PROBLEM DESCRIPTION: Report the number of lines that include "index", with no additional text.
#####
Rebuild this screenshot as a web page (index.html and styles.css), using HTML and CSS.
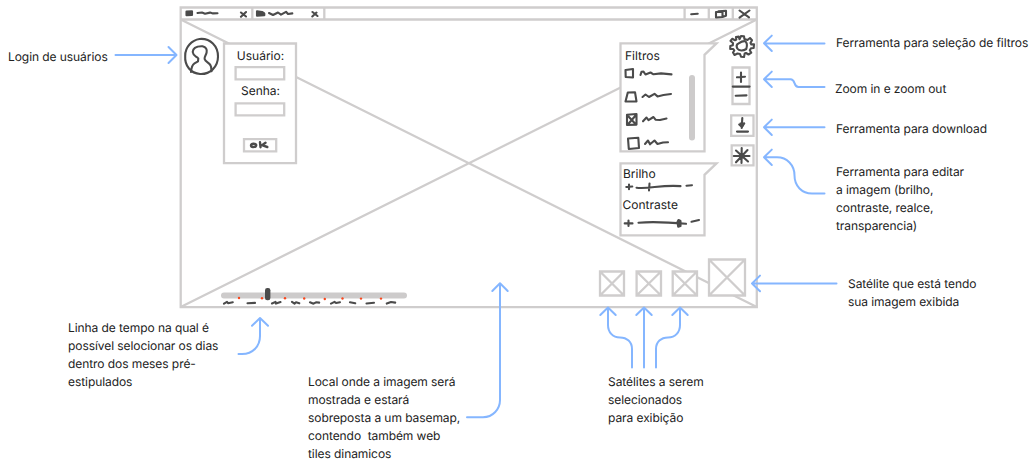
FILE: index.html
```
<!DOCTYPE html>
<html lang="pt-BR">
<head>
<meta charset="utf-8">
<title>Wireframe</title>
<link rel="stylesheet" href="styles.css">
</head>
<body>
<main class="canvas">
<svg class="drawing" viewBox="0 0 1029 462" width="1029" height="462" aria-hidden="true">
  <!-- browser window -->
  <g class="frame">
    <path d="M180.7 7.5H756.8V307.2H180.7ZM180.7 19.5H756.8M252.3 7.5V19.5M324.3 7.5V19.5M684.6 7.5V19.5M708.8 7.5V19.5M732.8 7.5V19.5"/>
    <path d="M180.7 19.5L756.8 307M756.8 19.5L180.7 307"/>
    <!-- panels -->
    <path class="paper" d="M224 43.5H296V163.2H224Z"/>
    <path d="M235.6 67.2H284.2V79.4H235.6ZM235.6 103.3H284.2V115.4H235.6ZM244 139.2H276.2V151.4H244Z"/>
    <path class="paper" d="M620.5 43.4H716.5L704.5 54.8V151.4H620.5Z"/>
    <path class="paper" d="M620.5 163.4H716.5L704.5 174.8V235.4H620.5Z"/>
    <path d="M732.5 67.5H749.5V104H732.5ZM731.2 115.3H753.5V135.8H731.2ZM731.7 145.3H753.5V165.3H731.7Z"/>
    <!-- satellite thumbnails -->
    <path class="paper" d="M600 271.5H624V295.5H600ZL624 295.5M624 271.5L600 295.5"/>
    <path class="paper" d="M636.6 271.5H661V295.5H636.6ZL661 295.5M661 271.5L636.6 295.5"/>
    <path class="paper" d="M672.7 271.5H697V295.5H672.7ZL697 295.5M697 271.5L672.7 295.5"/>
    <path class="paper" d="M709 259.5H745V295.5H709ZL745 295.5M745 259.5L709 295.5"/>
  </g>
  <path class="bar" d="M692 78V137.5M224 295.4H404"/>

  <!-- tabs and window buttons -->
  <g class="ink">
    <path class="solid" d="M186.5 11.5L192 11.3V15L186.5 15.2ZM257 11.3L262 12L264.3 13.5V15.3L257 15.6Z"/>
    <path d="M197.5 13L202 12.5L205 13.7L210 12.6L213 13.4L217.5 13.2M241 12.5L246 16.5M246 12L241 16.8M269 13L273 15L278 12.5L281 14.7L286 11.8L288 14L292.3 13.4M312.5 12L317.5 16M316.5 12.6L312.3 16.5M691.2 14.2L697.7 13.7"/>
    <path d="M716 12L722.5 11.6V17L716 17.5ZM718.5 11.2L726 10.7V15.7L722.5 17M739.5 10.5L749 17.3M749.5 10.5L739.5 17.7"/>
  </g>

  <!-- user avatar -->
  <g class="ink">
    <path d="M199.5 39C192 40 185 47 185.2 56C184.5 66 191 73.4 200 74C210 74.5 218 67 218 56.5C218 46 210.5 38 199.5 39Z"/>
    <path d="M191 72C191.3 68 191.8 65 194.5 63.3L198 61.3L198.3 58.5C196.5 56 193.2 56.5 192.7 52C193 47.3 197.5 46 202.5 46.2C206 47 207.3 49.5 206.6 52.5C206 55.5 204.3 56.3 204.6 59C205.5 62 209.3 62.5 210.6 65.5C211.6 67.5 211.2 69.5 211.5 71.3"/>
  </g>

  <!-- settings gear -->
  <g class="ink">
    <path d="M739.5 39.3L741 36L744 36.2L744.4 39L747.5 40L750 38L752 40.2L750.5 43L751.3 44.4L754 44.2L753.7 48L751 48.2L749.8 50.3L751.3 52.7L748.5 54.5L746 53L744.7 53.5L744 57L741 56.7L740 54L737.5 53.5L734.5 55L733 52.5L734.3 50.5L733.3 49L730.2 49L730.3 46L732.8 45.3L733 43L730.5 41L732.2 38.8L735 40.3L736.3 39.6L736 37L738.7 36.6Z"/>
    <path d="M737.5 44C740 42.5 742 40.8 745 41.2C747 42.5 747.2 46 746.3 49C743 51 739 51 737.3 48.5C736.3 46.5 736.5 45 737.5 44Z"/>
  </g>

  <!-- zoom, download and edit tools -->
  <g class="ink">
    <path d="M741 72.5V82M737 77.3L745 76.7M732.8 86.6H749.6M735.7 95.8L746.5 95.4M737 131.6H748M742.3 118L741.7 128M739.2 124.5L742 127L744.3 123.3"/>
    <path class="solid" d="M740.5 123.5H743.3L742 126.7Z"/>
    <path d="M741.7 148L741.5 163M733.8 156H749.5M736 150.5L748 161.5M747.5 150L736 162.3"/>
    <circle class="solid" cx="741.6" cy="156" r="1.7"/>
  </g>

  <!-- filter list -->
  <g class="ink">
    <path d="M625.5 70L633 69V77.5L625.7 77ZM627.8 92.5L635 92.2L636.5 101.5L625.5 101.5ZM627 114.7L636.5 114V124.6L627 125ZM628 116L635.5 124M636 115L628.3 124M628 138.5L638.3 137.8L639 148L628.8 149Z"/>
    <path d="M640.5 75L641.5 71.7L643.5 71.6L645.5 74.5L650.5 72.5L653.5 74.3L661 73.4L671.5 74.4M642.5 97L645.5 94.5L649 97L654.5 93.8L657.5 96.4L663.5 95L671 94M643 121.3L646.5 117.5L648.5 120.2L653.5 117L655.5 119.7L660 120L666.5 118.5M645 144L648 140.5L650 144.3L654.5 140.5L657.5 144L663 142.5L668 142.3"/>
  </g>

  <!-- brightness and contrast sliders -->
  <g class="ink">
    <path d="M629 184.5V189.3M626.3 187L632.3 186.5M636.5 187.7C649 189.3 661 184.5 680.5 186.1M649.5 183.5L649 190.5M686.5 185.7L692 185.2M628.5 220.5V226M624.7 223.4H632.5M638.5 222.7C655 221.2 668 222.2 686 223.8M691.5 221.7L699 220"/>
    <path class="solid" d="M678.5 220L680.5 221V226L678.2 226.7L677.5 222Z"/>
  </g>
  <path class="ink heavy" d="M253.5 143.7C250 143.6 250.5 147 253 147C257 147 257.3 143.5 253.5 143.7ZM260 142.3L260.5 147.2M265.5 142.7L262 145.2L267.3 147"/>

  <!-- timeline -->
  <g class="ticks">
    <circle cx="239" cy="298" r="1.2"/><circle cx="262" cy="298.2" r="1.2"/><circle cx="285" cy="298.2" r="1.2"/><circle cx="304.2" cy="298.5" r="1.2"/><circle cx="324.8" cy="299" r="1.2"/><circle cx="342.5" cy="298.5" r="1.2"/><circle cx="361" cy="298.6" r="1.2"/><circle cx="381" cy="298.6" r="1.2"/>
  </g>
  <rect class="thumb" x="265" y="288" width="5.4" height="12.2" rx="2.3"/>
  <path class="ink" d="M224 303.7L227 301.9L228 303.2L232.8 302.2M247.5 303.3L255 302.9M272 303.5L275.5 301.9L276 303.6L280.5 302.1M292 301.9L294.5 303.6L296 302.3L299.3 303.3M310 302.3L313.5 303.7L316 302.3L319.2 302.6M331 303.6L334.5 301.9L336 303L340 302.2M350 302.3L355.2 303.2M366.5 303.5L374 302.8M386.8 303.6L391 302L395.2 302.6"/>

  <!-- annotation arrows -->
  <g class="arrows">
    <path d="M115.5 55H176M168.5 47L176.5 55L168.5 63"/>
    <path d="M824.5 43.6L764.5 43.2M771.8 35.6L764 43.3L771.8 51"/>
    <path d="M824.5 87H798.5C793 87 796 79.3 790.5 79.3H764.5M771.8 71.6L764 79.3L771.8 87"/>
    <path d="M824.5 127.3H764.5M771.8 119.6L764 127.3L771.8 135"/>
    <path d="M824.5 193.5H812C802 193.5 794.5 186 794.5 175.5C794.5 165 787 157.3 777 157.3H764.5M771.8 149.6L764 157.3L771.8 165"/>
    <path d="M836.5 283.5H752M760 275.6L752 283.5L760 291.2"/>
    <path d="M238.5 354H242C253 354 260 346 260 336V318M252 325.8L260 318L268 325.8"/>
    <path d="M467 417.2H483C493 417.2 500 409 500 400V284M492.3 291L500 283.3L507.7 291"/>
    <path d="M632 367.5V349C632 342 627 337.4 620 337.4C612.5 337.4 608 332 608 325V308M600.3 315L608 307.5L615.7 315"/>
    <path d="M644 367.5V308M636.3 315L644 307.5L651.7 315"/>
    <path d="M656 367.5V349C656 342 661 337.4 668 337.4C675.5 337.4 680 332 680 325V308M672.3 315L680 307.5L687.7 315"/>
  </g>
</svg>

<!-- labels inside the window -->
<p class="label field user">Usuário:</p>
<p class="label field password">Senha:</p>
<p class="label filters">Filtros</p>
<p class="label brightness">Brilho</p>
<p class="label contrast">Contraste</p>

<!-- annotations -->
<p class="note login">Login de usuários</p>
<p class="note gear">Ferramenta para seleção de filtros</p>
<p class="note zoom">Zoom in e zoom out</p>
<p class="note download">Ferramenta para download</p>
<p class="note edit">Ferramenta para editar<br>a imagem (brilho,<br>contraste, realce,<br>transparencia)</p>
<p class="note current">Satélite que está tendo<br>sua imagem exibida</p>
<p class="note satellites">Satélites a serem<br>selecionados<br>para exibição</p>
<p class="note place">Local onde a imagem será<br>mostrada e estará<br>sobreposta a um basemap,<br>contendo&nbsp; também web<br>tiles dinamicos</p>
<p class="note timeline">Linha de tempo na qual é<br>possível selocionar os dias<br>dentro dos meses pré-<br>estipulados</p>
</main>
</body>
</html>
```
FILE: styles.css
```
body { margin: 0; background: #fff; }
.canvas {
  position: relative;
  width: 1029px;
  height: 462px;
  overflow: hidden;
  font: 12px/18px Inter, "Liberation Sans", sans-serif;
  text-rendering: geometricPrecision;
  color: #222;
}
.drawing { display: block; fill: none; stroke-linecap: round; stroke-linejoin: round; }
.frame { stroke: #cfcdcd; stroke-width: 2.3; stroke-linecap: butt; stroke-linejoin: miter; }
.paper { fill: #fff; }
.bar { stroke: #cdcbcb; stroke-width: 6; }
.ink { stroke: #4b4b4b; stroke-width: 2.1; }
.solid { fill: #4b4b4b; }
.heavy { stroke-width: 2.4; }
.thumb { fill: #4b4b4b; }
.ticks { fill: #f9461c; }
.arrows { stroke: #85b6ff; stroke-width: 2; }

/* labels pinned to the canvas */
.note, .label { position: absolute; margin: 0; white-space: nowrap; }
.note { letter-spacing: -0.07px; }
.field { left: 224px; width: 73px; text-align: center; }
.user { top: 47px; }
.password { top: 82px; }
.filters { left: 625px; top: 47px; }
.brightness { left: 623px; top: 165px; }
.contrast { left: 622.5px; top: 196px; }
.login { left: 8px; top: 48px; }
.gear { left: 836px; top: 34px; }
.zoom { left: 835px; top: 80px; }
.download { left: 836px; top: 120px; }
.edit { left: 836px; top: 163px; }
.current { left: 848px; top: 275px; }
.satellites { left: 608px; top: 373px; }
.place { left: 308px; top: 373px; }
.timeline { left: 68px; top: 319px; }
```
#####
PROBLEM SOLUTION: 2